We previously reported on the case out of Norwalk, Connecticut involving the Al Madany Islamic Center of Norwalk’s special permit application to construct a 27,000 square-foot mosque and multi-purpose hall on 1.5 acres in a residential neighborhood. You may recall that the Norwalk Zoning Commission denied the application and Al Madany sued in the United States District Court for the District of Connecticut, alleging violations of, among other things, RLUIPA, the First Amendment, and Connecticut’s Religious Freedom Act (click here to read the previous post). The United States Department of Justice also launched an investigation into the City’s denial of Al Madany’s proposal. Now, Al Madany and the City may be headed for settlement.
After the Federal District Court ordered the parties to begin settlement negotiations, the Zoning Commission, on November 29, 2012, conducted a special meeting in which it passed a motion by a vote of 6-1 “that subject to an agreement on the terms of the final settlement agreement, we consent to allow for zoning approval for the mosque and accessory use building.” Lawsuit resolved, right?
Not so fast. On December 4, 2012, the Stonegate Condominium Association, Inc., which is located within 100 feet of the site of proposed mosque and participated in the hearing before the Zoning Commission, moved to intervene to challenge Count VII of Al Madany’s complaint, an administrative appeal pursuant to Conn. Gen. Stat. § 8-8(1). In its motion, the Association claims that the notice provided by the agenda concerning the November 29 special meeting of the Zoning Commission was inadequate: “Possible action on Litigation relating to . . . Al Madany Islamic Center – 127 Fillow Street – Mosque & multi purpose hall.”
The Association’s motion states:
“There can be no real dispute that the agenda of the special meeting wholly failed to set forth any indicia that a settlement was to be discussed, much less proposed. Further, it is inarguable that the resolution adopted by the Commission ‘fails to state the terms of the settlement.’ Finally, it is equally beyond dispute that the Commission wholly failed to state ‘the reasons for such approval . . . on the record during’ a public meeting. Thus, it is clear that the actions of the defendant, City of Norwalk Zoning Commission fail[ed] to comply with either Conn. Gen. Stat. Section 8-8(n) or Conn. Practice Book Section 14-7A making the parties submission to the court a statutorily ineffective settlement. . . .”

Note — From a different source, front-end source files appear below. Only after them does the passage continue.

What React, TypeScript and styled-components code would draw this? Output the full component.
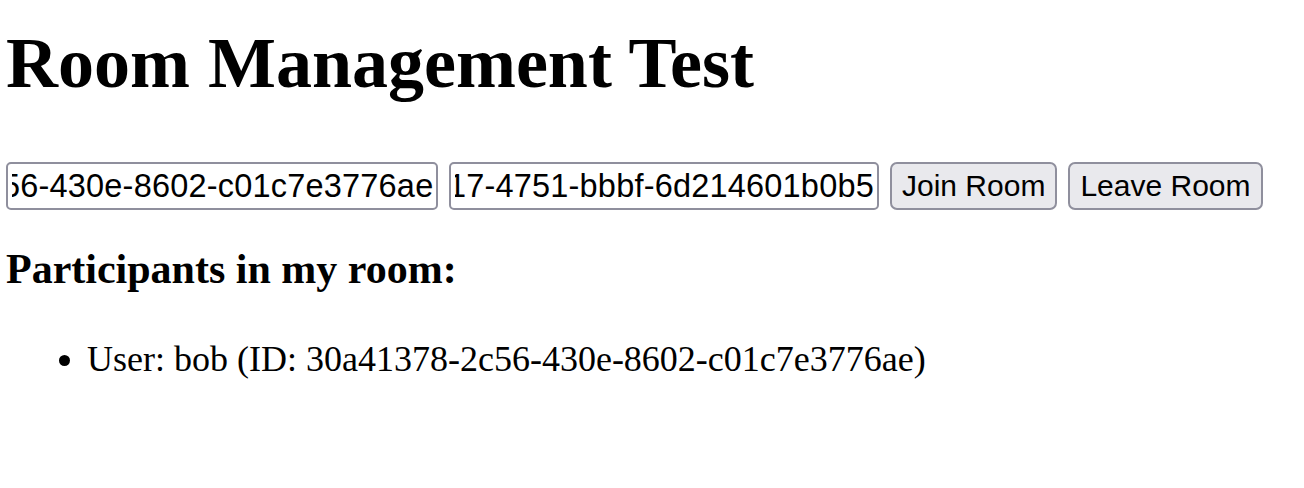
import React, { useEffect, useRef, useState } from "react"
import styled, { createGlobalStyle } from "styled-components"

const GlobalStyle = createGlobalStyle`
  html, body {
    margin: 0;
    padding: 0;
    background: #ffffff;
    color: #000000;
  }
  body {
    font-family: "Liberation Serif", "Times New Roman", serif;
  }
`

const StyledPage = styled.div`
  padding: 22px 0 0 6px;
`

const StyledTitle = styled.h1`
  margin: 0;
  font-size: 72px;
  line-height: 82px;
  font-weight: bold;
`

const StyledControls = styled.div`
  margin-top: 58px;
  display: flex;
  align-items: center;
  gap: 11px;
`

const StyledInput = styled.input<{ $width: number }>`
  box-sizing: border-box;
  width: ${props => props.$width}px;
  height: 48px;
  padding: 0 3px 0 4px;
  border: 2px solid #8f8f9d;
  border-radius: 5px;
  background: #ffffff;
  color: #000000;
  font-family: "Liberation Sans", Arial, sans-serif;
  font-size: 32.5px;
  letter-spacing: 0.2px;
  outline: none;
`

const StyledButton = styled.button`
  box-sizing: border-box;
  height: 48px;
  padding: 0 10px;
  border: 2px solid #8f8f9d;
  border-radius: 7px;
  background: #e9e9ed;
  color: #000000;
  font-family: "Liberation Sans", Arial, sans-serif;
  font-size: 30px;
  cursor: pointer;
`

const StyledSubtitle = styled.h3`
  margin: 35px 0 0 0;
  font-size: 42px;
  line-height: 48px;
  font-weight: bold;
`

const StyledList = styled.ul`
  margin: 46px 0 0 0;
  padding-left: 81px;
  font-size: 36px;
  line-height: 41px;
`

const StyledItem = styled.li``

type Participant = { id: string; name: string }

// input that keeps the end of its value in view, like a field that was just typed into
const TailInput: React.FC<{ value: string; width: number; onChange: (v: string) => void }> = ({
  value,
  width,
  onChange,
}) => {
  const ref = useRef<HTMLInputElement>(null)
  useEffect(() => {
    if (ref.current) ref.current.scrollLeft = ref.current.scrollWidth
  }, [value])
  return (
    <StyledInput
      ref={ref}
      type="text"
      $width={width}
      value={value}
      onChange={e => onChange(e.target.value)}
    />
  )
}

const App: React.FC = () => {
  const [userId, setUserId] = useState("30a41378-2c56-430e-8602-c01c7e3776ae")
  const [roomId, setRoomId] = useState("5e8c1f2a-9d17-4751-bbbf-6d214601b0b5")
  const participants: Participant[] = [{ id: "30a41378-2c56-430e-8602-c01c7e3776ae", name: "bob" }]

  return (
    <>
      <GlobalStyle />
      <StyledPage>
        <StyledTitle>Room Management Test</StyledTitle>
        <StyledControls>
          <TailInput value={userId} width={432} onChange={setUserId} />
          <TailInput value={roomId} width={430} onChange={setRoomId} />
          <StyledButton>Join Room</StyledButton>
          <StyledButton>Leave Room</StyledButton>
        </StyledControls>
        <StyledSubtitle>Participants in my room:</StyledSubtitle>
        <StyledList>
          {participants.map(p => (
            <StyledItem key={p.id}>
              User: {p.name} (ID: {p.id})
            </StyledItem>
          ))}
        </StyledList>
      </StyledPage>
    </>
  )
}

export default App
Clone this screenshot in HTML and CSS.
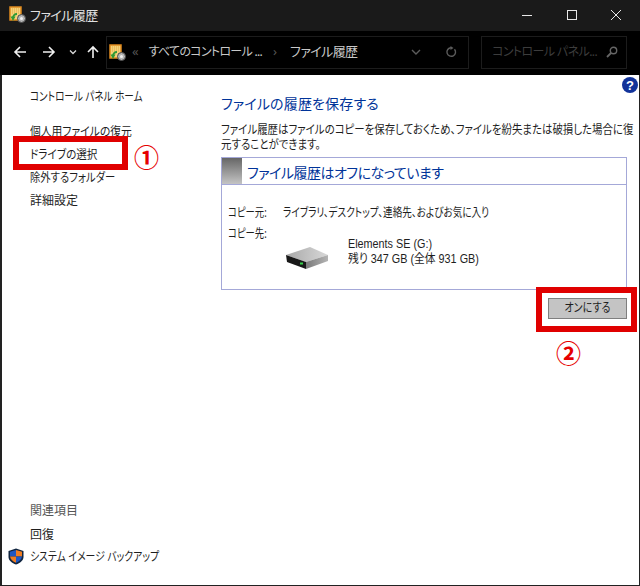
FILE: index.html
```html
<!DOCTYPE html>
<html lang="ja">
<head>
<meta charset="utf-8">
<title>ファイル履歴</title>
<link rel="stylesheet" href="styles.css">
</head>
<body>
<div class="window">
  <header class="titlebar">
    <svg class="fh-icon" viewBox="0 0 17 17"><rect x="1" y="1" width="11" height="13" fill="#f6d27a" stroke="#e08a1e" stroke-width="1.500"/><path d="M3 3h7M3 5h7M3 7h7" stroke="#e0a93f" stroke-dasharray="1 1"/><circle cx="12.500" cy="12.500" r="4" fill="#b4b4b4" stroke="#4a4a4a"/><circle cx="12.500" cy="12.500" r="1.500" fill="#f0f0f0"/><path d="M8 8a4 4 0 0 0-4 4" stroke="#2f9a36" stroke-width="2.200" fill="none"/><path d="M1.500 10.500h5L4 15z" fill="#2f9a36"/></svg>
    <span class="title">ファイル履歴</span>
    <div class="winbtns">
      <svg class="wb" viewBox="0 0 44.500 30"><path d="M17 15.500h10" stroke="#e8e8e8" fill="none"/></svg>
      <svg class="wb" viewBox="0 0 44.500 30"><rect x="17.500" y="10.500" width="9" height="9" stroke="#e8e8e8" fill="none"/></svg>
      <svg class="wb" viewBox="0 0 44.500 30"><path d="M17 10l10 10M27 10l-10 10" stroke="#e8e8e8" fill="none"/></svg>
    </div>
  </header>
  <nav class="navbar">
    <svg class="nb back" viewBox="0 0 14 14"><path d="M13 7H2M7 2L2 7l5 5" stroke="#f0f0f0" stroke-width="1.600" fill="none"/></svg>
    <svg class="nb fwd" viewBox="0 0 14 14"><path d="M1 7h11M7 2l5 5-5 5" stroke="#f0f0f0" stroke-width="1.600" fill="none"/></svg>
    <svg class="nb drop" viewBox="0 0 8 6"><path d="M1 1.500l3 3 3-3" stroke="#d8d8d8" stroke-width="1.300" fill="none"/></svg>
    <svg class="nb up" viewBox="0 0 14 14"><path d="M7 13V2M2 7l5-5 5 5" stroke="#f0f0f0" stroke-width="1.600" fill="none"/></svg>
    <div class="addr">
      <svg class="fh-icon" viewBox="0 0 17 17"><rect x="1" y="1" width="11" height="13" fill="#f6d27a" stroke="#e08a1e" stroke-width="1.500"/><path d="M3 3h7M3 5h7M3 7h7" stroke="#e0a93f" stroke-dasharray="1 1"/><circle cx="12.500" cy="12.500" r="4" fill="#b4b4b4" stroke="#4a4a4a"/><circle cx="12.500" cy="12.500" r="1.500" fill="#f0f0f0"/><path d="M8 8a4 4 0 0 0-4 4" stroke="#2f9a36" stroke-width="2.200" fill="none"/><path d="M1.500 10.500h5L4 15z" fill="#2f9a36"/></svg>
      <span class="crumb-sep">«</span>
      <span class="crumb crumb-all">すべてのコントロール ...</span>
      <span class="crumb-sep gt">›</span>
      <span class="crumb crumb-cur">ファイル履歴</span>
      <svg class="addr-drop" viewBox="0 0 10 6"><path d="M1 1l4 4 4-4" stroke="#5c5c5c" stroke-width="1.400" fill="none"/></svg>
      <svg class="refresh" viewBox="0 0 12 12"><path d="M9.500 3.200A4.300 4.300 0 1 1 6 1.700" stroke="#5c5c5c" stroke-width="1.400" fill="none"/><path d="M5.500 0v4l3-2z" fill="#5c5c5c"/></svg>
    </div>
    <div class="search">
      <span class="search-text">コントロール パネル...</span>
      <svg class="search-icon" viewBox="0 0 12 12"><circle cx="7.500" cy="4.500" r="3.200" stroke="#666" stroke-width="1.400" fill="none"/><path d="M5 7L1 11" stroke="#666" stroke-width="1.800"/></svg>
    </div>
  </nav>
  <div class="content">
    <aside class="sidebar">
      <a class="link home"><span class="sq sq-80">コントロール パネル ホーム</span></a>
      <ul class="tasks">
        <li class="link"><span class="sq sq-90">個人用ファイルの復元</span></li>
        <li class="link"><span class="sq sq-88">ドライブの選択</span></li>
        <li class="link"><span class="sq sq-86">除外するフォルダー</span></li>
        <li class="link">詳細設定</li>
      </ul>
      <div class="related">
        <div class="rel-title">関連項目</div>
        <div class="link">回復</div>
        <div class="link shield-row">
          <svg class="shield" viewBox="0 0 16 17"><path d="M8 .5L15.500 3v6c0 3.500-3.500 6-7.500 7.500C4 15 .5 12.500.5 9V3z" fill="#10243f"/><path d="M8 2L2 3.800V8.500h6z" fill="#1f57c3"/><path d="M8 2l6 1.800V8.500H8z" fill="#ef7d22"/><path d="M2 8.500h6v6.200C5 13.500 2.300 11.500 2 8.500z" fill="#ef7d22"/><path d="M8 8.500h6c-.3 3-3 5-6 6.200z" fill="#1f57c3"/></svg>
          <span class="sq sq-82">システム イメージ バックアップ</span>
        </div>
      </div>
    </aside>
    <main class="main">
      <svg class="help" viewBox="0 0 16 16"><circle cx="8" cy="8" r="8" fill="#12339a"/><text x="8" y="12.500" text-anchor="middle" class="help-q">?</text></svg>
      <h1 class="heading">ファイルの履歴を保存する</h1>
      <p class="desc">ファイル履歴はファイルのコピーを保存しておくため、ファイルを紛失または破損した場合に復元することができます。</p>
      <section class="panel">
        <div class="panel-head">
          <div class="swatch"></div>
          <h2 class="status">ファイル履歴はオフになっています</h2>
        </div>
        <div class="panel-body">
          <div class="row">
            <span class="label"><span class="sq sq-78">コピー元:</span></span>
            <span class="sq sq-80">ライブラリ、デスクトップ、連絡先、およびお気に入り</span>
          </div>
          <div class="row dest">
            <span class="label"><span class="sq sq-78">コピー先:</span></span>
            <div class="drive">
              <svg class="hdd" viewBox="0 0 44 24">
                <defs><linearGradient id="top" x1="0" x2="1" y1="0" y2="0"><stop offset="0" stop-color="#a8a8a8"/><stop offset="1" stop-color="#d8d8d8"/></linearGradient>
                <linearGradient id="side" x1="0" x2="1" y1="0" y2="0"><stop offset="0" stop-color="#7a7a7a"/><stop offset="1" stop-color="#b4b4b4"/></linearGradient></defs>
                <path d="M0 9L24 1l18 8-22 7z" fill="url(#top)"/>
                <path d="M0 9l20 7v7L1 16z" fill="#181818"/>
                <path d="M20 16l22-7v6L20 23z" fill="url(#side)"/>
                <rect x="14" y="16.500" width="3" height="2" fill="#34d04a"/>
              </svg>
              <div class="drive-text">
                <div class="sq sq-90">Elements SE (G:)</div>
                <div class="sq sq-90">残り 347 GB (全体 931 GB)</div>
              </div>
            </div>
          </div>
        </div>
      </section>
      <div class="actions">
        <button class="btn"><span class="sq sq-84">オンにする</span></button>
      </div>
    </main>
  </div>
</div>
<div class="mark mark-drive"></div>
<div class="mark mark-btn"></div>
<span class="num num-1">①</span>
<span class="num num-2">②</span>
</body>
</html>
```
FILE: styles.css
```css
* { box-sizing: border-box; }
html, body { margin: 0; padding: 0; }
body {
  width: 640px;
  height: 586px;
  overflow: hidden;
  position: relative;
  font-family: "Noto Sans", "Noto Sans CJK JP", sans-serif;
  font-feature-settings: "palt";
  font-size: 12px;
  color: #1e1e1e;
  background: #fff;
}
.sq { display: inline-block; white-space: nowrap; transform-origin: left center; }
.sq-78 { transform: scaleX(.78); }
.sq-80 { transform: scaleX(.8); }
.sq-82 { transform: scaleX(.82); }
.sq-84 { transform: scaleX(.84); }
.sq-86 { transform: scaleX(.86); }
.sq-88 { transform: scaleX(.88); }
.sq-90 { transform: scaleX(.9); }
.window { width: 640px; height: 586px; display: flex; flex-direction: column; border: solid #222; border-width: 0 1px 1px 2px; }
.titlebar { height: 31px; background: #1a1a1a; display: flex; align-items: center; padding: 0 0 2px 9px; flex: none; margin: 0 -1px 0 -2px; }
.fh-icon { width: 17px; height: 17px; flex: none; }
.title { color: #e0e0e0; font-size: 13px; margin-left: 4px; letter-spacing: -.55px; }
.winbtns { margin-left: auto; display: flex; padding-right: 1.5px; align-self: flex-start; }
.wb { width: 44.5px; height: 30px; display: block; }
.navbar { height: 44px; background: #000; display: flex; align-items: center; flex: none; margin: 0 -1px 0 -2px; padding-bottom: 2px; }
.nb { display: block; flex: none; }
.back { width: 14px; height: 14px; margin-left: 13px; }
.fwd { width: 14px; height: 14px; margin-left: 15px; }
.drop { width: 8px; height: 6px; margin-left: 13px; }
.up { width: 14px; height: 14px; margin-left: 9px; }
.addr { width: 363px; height: 33px; margin-left: 6px; border: 1px solid #1c1c1c; display: flex; align-items: center; padding-left: 2px; color: #c8c8c8; }
.crumb { white-space: nowrap; padding-bottom: 3px; }
.crumb-all { font-size: 12px; letter-spacing: -.7px; }
.crumb-cur { font-size: 13px; letter-spacing: -.6px; }
.crumb-sep { color: #555; margin: 0 10px 0 6px; font-size: 13px; padding-bottom: 3px; }
.crumb-sep.gt { margin: 0 13px 0 11px; }
.addr-drop { width: 10px; height: 6px; margin-left: auto; }
.refresh { width: 12px; height: 12px; margin: 0 11px 0 24px; }
.search { width: 146px; height: 33px; margin-left: 12px; border: 1px solid #1c1c1c; display: flex; align-items: center; padding: 0 8px 0 10px; color: #3c3c3c; }
.search-text { font-size: 12px; letter-spacing: -.6px; white-space: nowrap; padding-bottom: 3px; }
.search-icon { width: 12px; height: 12px; margin-left: auto; }
.content { flex: 1; display: flex; background: #fff; min-height: 0; }
.sidebar { width: 219px; flex: none; display: flex; flex-direction: column; padding: 13px 0 18px 28px; }
.link { color: #1e1e1e; line-height: 23px; display: block; white-space: nowrap; }
.home { line-height: 18px; }
.tasks { list-style: none; margin: 14px 0 0; padding: 0; }
.related { margin-top: auto; }
.rel-title { color: #555; line-height: 24px; }
.shield-row { position: relative; line-height: 21px; }
.shield { position: absolute; left: -22px; top: 2px; width: 16px; height: 17px; }
.main { flex: 1; padding: 19px 0 0; position: relative; min-width: 0; }
.help { position: absolute; top: 2px; right: 1px; width: 16px; height: 16px; }
.help-q { font: bold 13px "Liberation Sans", sans-serif; fill: #fff; }
.heading { margin: 0; font-size: 14px; font-weight: 400; color: #003399; line-height: 20px; letter-spacing: .15px; }
.desc { margin: 8px 0 0; width: 476px; line-height: 15px; transform: scaleX(.87); transform-origin: left top; }
.panel { width: 406px; height: 133px; margin-top: 5px; border: 1px solid #a4a8d8; }
.panel-head { height: 27px; display: flex; border-bottom: 1px solid #a4a8d8; }
.swatch { width: 20px; background: linear-gradient(#666, #c4c4c4); }
.status { margin: 0 0 0 5px; font-size: 14px; font-weight: 400; color: #003399; line-height: 29px; letter-spacing: -.5px; }
.panel-body { padding: 19px 0 0 6px; }
.row { display: flex; line-height: 17px; }
.label { width: 55px; flex: none; }
.dest { margin-top: 4px; }
.drive { display: flex; align-items: flex-start; margin-top: 2px; }
.hdd { width: 44px; height: 24px; flex: none; margin: 19px 0 0 3px; }
.drive-text { margin-left: 18px; padding-top: 10px; line-height: 15px; display: flex; flex-direction: column; font-family: "Liberation Sans", "Noto Sans CJK JP", sans-serif; }
.actions { width: 406px; display: flex; justify-content: flex-end; margin-top: 8px; }
.btn { width: 79px; height: 21px; padding: 0; background: #c4c4c4; border: 1px solid #7f7f7f; font: inherit; font-feature-settings: "palt"; color: #1e1e1e; line-height: 17px; display: flex; justify-content: center; }
.btn .sq { transform-origin: center; }
.mark { position: absolute; border: 6px solid #e00000; pointer-events: none; }
.mark-drive { left: 13px; top: 136px; width: 115px; height: 34px; }
.mark-btn { left: 536px; top: 287px; width: 101px; height: 45px; }
.num { position: absolute; color: #e60000; font-size: 25px; line-height: 26px; font-weight: 700; }
.num-1 { left: 134px; top: 144px; }
.num-2 { left: 556px; top: 340px; }
```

The Association previously moved to intervene as to the same count, but the District Court, on September 18, 2012, found that it lacked subject matter jurisdiction over the administrative appeal count and denied the Association’s motion without prejudice. Thereafter, the City filed its answer and affirmative defenses, pursuant to which it raised as an affirmative defense the District Court’s lack of subject matter jurisdiction.
The Association now contends:
“The movant should be permitted to intervene in order to ensure that the question of subject matter jurisdiction is resolved. The defendants, City of Norwalk and Norwalk Zoning Commission raised the question of subject matter jurisdiction over the plaintiff’s Conn. Gen. Stat. § 8-8 appeal set forth in County VII. While it stands logic upon its head for the defendants to challenge subject matter jurisdiction on October 23, 2012, only to approve a settlement that it now appears it will ask the court to review, it does not alter the fact that subject matter jurisdiction has been challenged. The defendants have not withdrawn their affirmative defenses and the parties cannot confer subject matter jurisdiction upon the court by agreement, thus the issue must be expressly resolved by the court.”
Both Al Madany and the City have consented to the Association’s proposed intervention. The day after the Association moved to intervene, Al Madany amended its complaint. Could this indicate that a settlement may not be imminent? We will continue to monitor this case and report back on any new developments.